» **Given records**
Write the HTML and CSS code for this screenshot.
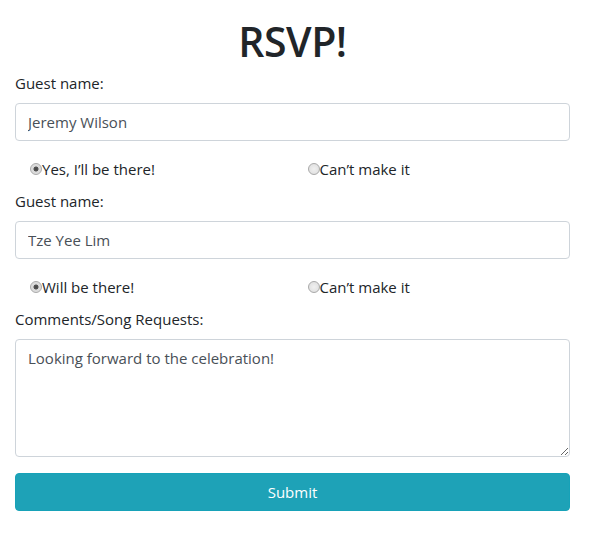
FILE: index.html
```html
<!DOCTYPE html>
<html>
<head>
<meta charset="utf-8">
<link rel="stylesheet" href="styles.css">
</head>
<body>
<div class="container">
  <h1 class="title">RSVP!</h1>
  <form class="form">
    <div class="group">
      <label class="label">Guest name:</label>
      <input class="control" type="text" value="Jeremy Wilson">
    </div>
    <div class="row">
      <label class="radio"><input type="radio" name="g1" checked>Yes, I’ll be there!</label>
      <label class="radio"><input type="radio" name="g1">Can’t make it</label>
    </div>
    <div class="group">
      <label class="label">Guest name:</label>
      <input class="control" type="text" value="Tze Yee Lim">
    </div>
    <div class="row">
      <label class="radio"><input type="radio" name="g2" checked>Will be there!</label>
      <label class="radio"><input type="radio" name="g2">Can’t make it</label>
    </div>
    <div class="group">
      <label class="label">Comments/Song Requests:</label>
      <textarea class="control area">Looking forward to the celebration!</textarea>
    </div>
    <button class="submit" type="button">Submit</button>
  </form>
</div>
</body>
</html>
```
FILE: styles.css
```css
html, body {
  margin: 0;
  padding: 0;
  background: #fff;
}
body {
  font-family: "Open Sans", "Noto Sans", sans-serif;
  font-size: 15px;
  line-height: 24px;
  color: #212529;
}
.container {
  width: 555px;
  padding: 0 15px;
}
.title {
  margin: 17px 0 6px;
  text-align: center;
  font-size: 41px;
  line-height: 48px;
  font-weight: 600;
  letter-spacing: -0.5px;
}
.form {
  display: flex;
  flex-direction: column;
}
.group {
  display: flex;
  flex-direction: column;
  margin-bottom: 16px;
}
.label {
  margin-bottom: 8px;
}
.control {
  box-sizing: border-box;
  width: 100%;
  height: 38px;
  padding: 6px 12px;
  font-family: inherit;
  font-size: 15px;
  line-height: 24px;
  color: #495057;
  background: #fff;
  border: 1px solid #ced4da;
  border-radius: 4px;
  margin: 0;
}
.area {
  height: 118px;
  resize: vertical;
  display: block;
}
.row {
  display: grid;
  grid-template-columns: 1fr 1fr;
  margin-bottom: 8px;
  margin-top: 0;
}
.radio {
  display: flex;
  align-items: center;
  padding-left: 15px;
}
.radio input {
  appearance: none;
  -webkit-appearance: none;
  box-sizing: border-box;
  margin: 0;
  width: 12px;
  height: 12px;
  border-radius: 50%;
  border: 1px solid #a9a9a9;
  background: radial-gradient(circle, #f0f0f0 0, #dcdcdc 100%);
}
.radio input:checked {
  background: radial-gradient(circle, #444 0, #555 2.2px, #d8d8d8 2.8px, #e4e4e4 100%);
}
.submit {
  box-sizing: border-box;
  width: 100%;
  height: 38px;
  border: 1px solid #17a2b8;
  background: #1ea2b7;
  color: #fff;
  font-family: inherit;
  font-size: 15px;
  border-radius: 4px;
  padding: 0;
}
```
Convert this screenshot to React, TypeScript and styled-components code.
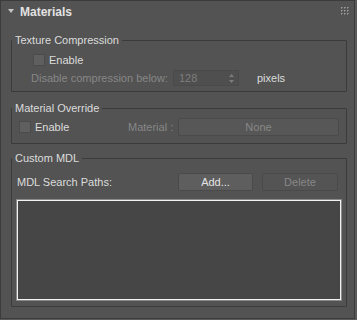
import React from "react";
import styled, { createGlobalStyle } from "styled-components";

const Global = createGlobalStyle`
  html, body {
    margin: 0;
    padding: 0;
    background: #5a5a5a;
  }
  body {
    font-family: "Liberation Sans", Arial, sans-serif;
    font-size: 11px;
    color: #dcdcdc;
  }
`;

const Panel = styled.div`
  box-sizing: border-box;
  width: 355px;
  height: 319px;
  background: #535353;
  border: 1px solid #3c3c3c;
`;

const Header = styled.div`
  display: flex;
  align-items: center;
  height: 22px;
  padding: 0 5px 0 7px;
`;

const Arrow = styled.span`
  width: 0;
  height: 0;
  border-left: 3px solid transparent;
  border-right: 3px solid transparent;
  border-top: 4px solid #c4c4c4;
  margin-right: 6px;
  margin-top: -2px;
`;

const Title = styled.span`
  font-weight: bold;
  font-size: 12px;
  color: #e2e2e2;
`;

const Grip = styled.div`
  margin-left: auto;
  margin-top: -3px;
  display: grid;
  grid-template-columns: repeat(3, 1px);
  gap: 2px;
  padding: 1px;
  span {
    width: 1px;
    height: 1px;
    background: #a0a0a0;
    box-shadow: 1px 0 0 #7c7c7c, 0 1px 0 #7c7c7c;
  }
`;

const Group = styled.fieldset<{ $top: number; $pt: number; $pb: number }>`
  box-sizing: border-box;
  width: 336px;
  margin: ${(p) => p.$top}px 0 0 10px;
  padding: ${(p) => p.$pt}px 0 ${(p) => p.$pb}px 0;
  border: 1px solid #3b3b3b;
  border-radius: 1px;
  min-inline-size: 0;
`;

const Legend = styled.legend`
  padding: 0 3px;
  margin-left: 0;
  line-height: 14px;
  font-size: 11px;
  color: #dcdcdc;
`;

const Row = styled.div<{ $indent: number }>`
  display: flex;
  align-items: center;
  height: 18px;
  padding-left: ${(p) => p.$indent}px;
`;

const Check = styled.span`
  box-sizing: border-box;
  width: 12px;
  height: 12px;
  background: #5f5f5f;
  border: 1px solid #4b4b4b;
  margin-right: 4px;
  flex: none;
`;

const Label = styled.span<{ $dim?: boolean; $w?: number; $ml?: number }>`
  color: ${(p) => (p.$dim ? "#878787" : "#dcdcdc")};
  ${(p) => (p.$w ? `width: ${p.$w}px; flex: none;` : "")}
  margin-left: ${(p) => p.$ml ?? 0}px;
  white-space: nowrap;
`;

const Spinner = styled.div`
  box-sizing: border-box;
  width: 66px;
  height: 16px;
  flex: none;
  display: flex;
  align-items: center;
  justify-content: space-between;
  padding: 0 4px 0 5px;
  background: #4f4f4f;
  border: 1px solid #4a4a4a;
  color: #7d7d7d;
`;

const Button = styled.button<{ $w: number; $kind?: "on" | "off" | "flat"; $ml?: number }>`
  box-sizing: border-box;
  width: ${(p) => p.$w}px;
  height: 18px;
  flex: none;
  margin-left: ${(p) => p.$ml ?? 0}px;
  padding: 0;
  font-family: inherit;
  font-size: 11px;
  border-radius: 2px;
  border: 1px solid #4a4a4a;
  background: ${(p) =>
    p.$kind === "on" ? "#5e5e5e" : p.$kind === "flat" ? "#545454" : "#575757"};
  color: ${(p) => (p.$kind === "on" ? "#e4e4e4" : "#888888")};
`;

const List = styled.div`
  box-sizing: border-box;
  width: 324px;
  height: 100px;
  margin: 9px 0 0 5px;
  background: #464646;
  border: 1px solid #f2f2f2;
  box-shadow: 0 0 0 1px #8a8a8a;
`;

function SpinArrows() {
  return (
    <svg width="5" height="9" viewBox="0 0 5 9">
      <path d="M2.5 0 L5 3 L0 3 Z" fill="#7c7c7c" />
      <path d="M0 6 L5 6 L2.5 9 Z" fill="#7c7c7c" />
    </svg>
  );
}

export default function App() {
  return (
    <>
      <Global />
      <Panel>
        <Header>
          <Arrow />
          <Title>Materials</Title>
          <Grip>
            {Array.from({ length: 9 }).map((_, i) => (
              <span key={i} />
            ))}
          </Grip>
        </Header>

        <Group $top={10} $pt={4} $pb={4}>
          <Legend>Texture Compression</Legend>
          <Row $indent={21}>
            <Check />
            <Label>Enable</Label>
          </Row>
          <Row $indent={19}>
            <Label $dim $w={142}>
              Disable compression below:
            </Label>
            <Spinner>
              <span>128</span>
              <SpinArrows />
            </Spinner>
            <Label $ml={18}>pixels</Label>
          </Row>
        </Group>

        <Group $top={9} $pt={3} $pb={7}>
          <Legend>Material Override</Legend>
          <Row $indent={7}>
            <Check />
            <Label $w={93}>Enable</Label>
            <Label $dim $w={50}>
              Material :
            </Label>
            <Button $w={161}>None</Button>
          </Row>
        </Group>

        <Group $top={7} $pt={8} $pb={6}>
          <Legend>Custom MDL</Legend>
          <Row $indent={5}>
            <Label $w={161}>MDL Search Paths:</Label>
            <Button $w={75} $kind="on">
              Add...
            </Button>
            <Button $w={76} $kind="flat" $ml={9}>
              Delete
            </Button>
          </Row>
          <List />
        </Group>
      </Panel>
    </>
  );
}
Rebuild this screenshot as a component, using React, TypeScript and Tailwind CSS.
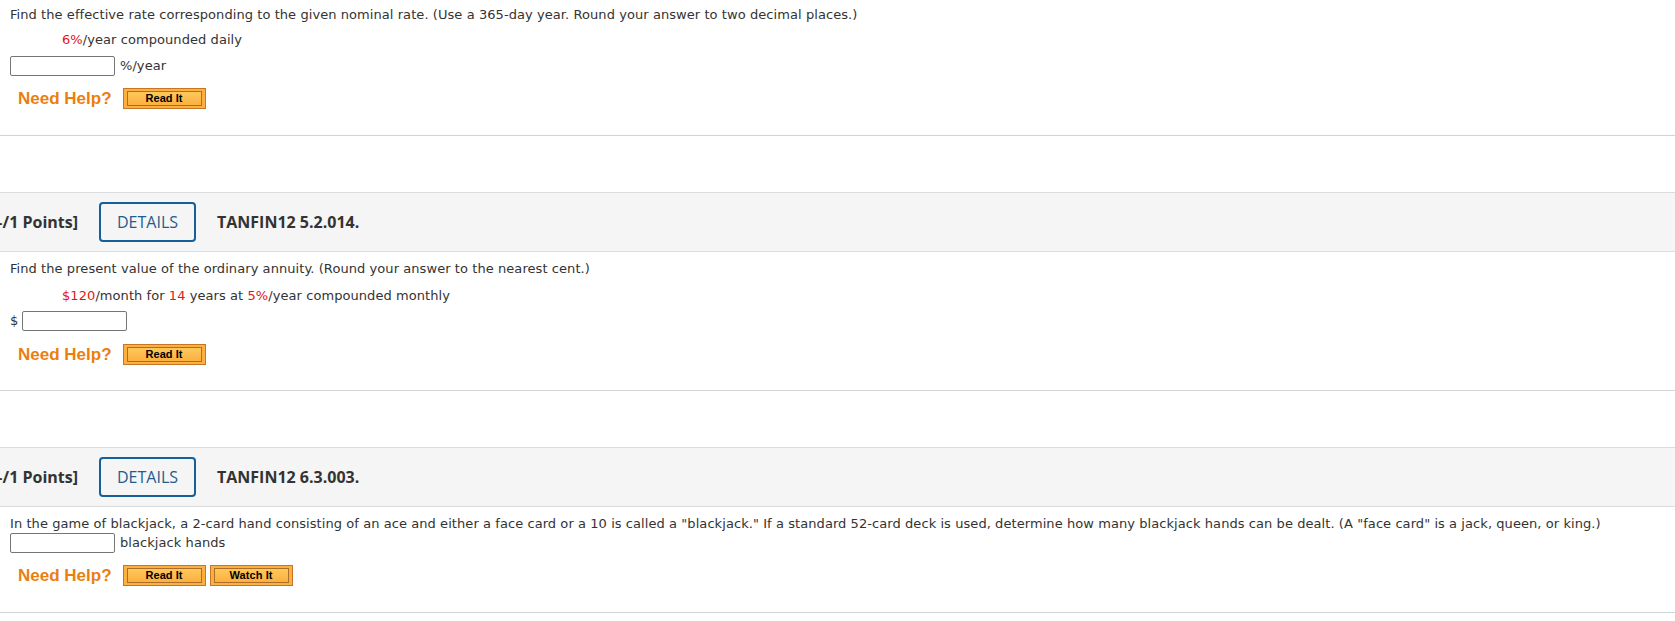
const body = "font-['DejaVu_Sans',Verdana,sans-serif] text-[13px] leading-4 tracking-[0.07px] text-[#333]";

const HelpButton = ({ label }: { label: string }) => (
  <button
    type="button"
    className="h-[21px] w-[83px] border border-[#c67628] bg-[#fbb03f] p-[2px_3px]"
  >
    <span className="flex h-full w-full items-center justify-center border border-[#b06d25] bg-gradient-to-b from-[#ffc85a] to-[#fbb03f] font-['Liberation_Sans',Arial,sans-serif] text-[11px] font-bold leading-none text-black">
      {label}
    </span>
  </button>
);

const NeedHelp = ({ watch, className }: { watch?: boolean; className: string }) => (
  <div className={`flex items-center pl-[8px] ${className}`}>
    <span className="mr-[11px] font-['Liberation_Sans',Arial,sans-serif] text-[17px] font-bold leading-none tracking-normal text-[#ea7f10]">
      Need Help?
    </span>
    <HelpButton label="Read It" />
    {watch && (
      <div className="ml-[4px]">
        <HelpButton label="Watch It" />
      </div>
    )}
  </div>
);

const Answer = ({ className }: { className?: string }) => (
  <input
    type="text"
    className={`h-[20px] w-[105px] rounded-[2px] border border-[#767676] bg-white ${className ?? ''}`}
  />
);

const Header = ({ code, className }: { code: string; className: string }) => (
  <div
    className={`flex h-[60px] items-center border-y border-[#dcdcdc] bg-[#f5f5f5] font-['Open_Sans',sans-serif] text-[16px] ${className}`}
  >
    <div className="flex w-[78px] shrink-0 justify-end whitespace-nowrap font-bold text-[#333]">
      [–/1 Points]
    </div>
    <div className="ml-[21px] flex h-[40px] w-[97px] items-center justify-center rounded-[4px] border-2 border-[#15609a] text-[#245c8e]">
      DETAILS
    </div>
    <div className="ml-[21px] font-bold text-[#333]">{code}</div>
  </div>
);

const Red = ({ children }: { children: string }) => <span className="text-[#e41414]">{children}</span>;

export default function App() {
  return (
    <div className="h-[621px] w-[1675px] overflow-hidden bg-white">
      <div className={`pl-[10px] pt-[7px] ${body}`}>
        <p>
          Find the effective rate corresponding to the given nominal rate. (Use a 365-day year. Round your answer to
          two decimal places.)
        </p>
        <p className="mt-[9px] pl-[52px]">
          <Red>6%</Red>/year compounded daily
        </p>
        <div className="mt-[8px] flex items-center gap-[5px]">
          <Answer />
          <span>%/year</span>
        </div>
        <NeedHelp className="mt-[12px]" />
      </div>
      <div className="mt-[26px] border-t border-[#d3d3d3]" />

      <Header code="TANFIN12 5.2.014." className="mt-[56px]" />
      <div className={`pl-[10px] pt-[9px] ${body}`}>
        <p>Find the present value of the ordinary annuity. (Round your answer to the nearest cent.)</p>
        <p className="mt-[11px] pl-[52px]">
          <Red>$120</Red>/month for <Red>14</Red> years at <Red>5%</Red>/year compounded monthly
        </p>
        <div className="mt-[7px] flex items-center gap-[4px]">
          <span>$</span>
          <Answer />
        </div>
        <NeedHelp className="mt-[13px]" />
      </div>
      <div className="mt-[25px] border-t border-[#d3d3d3]" />

      <Header code="TANFIN12 6.3.003." className="mt-[56px]" />
      <div className={`pl-[10px] pt-[9px] ${body}`}>
        <p>
          In the game of blackjack, a 2-card hand consisting of an ace and either a face card or a 10 is called a
          "blackjack." If a standard 52-card deck is used, determine how many blackjack hands can be dealt. (A "face
          card" is a jack, queen, or king.)
        </p>
        <div className="mt-[1px] flex items-center gap-[5px]">
          <Answer />
          <span>blackjack hands</span>
        </div>
        <NeedHelp watch className="mt-[12px]" />
      </div>
      <div className="mt-[26px] border-t border-[#d3d3d3]" />
    </div>
  );
}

» **Stated task**
Every line that holds the word "this" should be extracted.

» **Answer to the task**
Write the HTML and CSS code for this screenshot.
Convert this screenshot to React, TypeScript and styled-components code.
Rebuild this screenshot as a component, using React, TypeScript and Tailwind CSS.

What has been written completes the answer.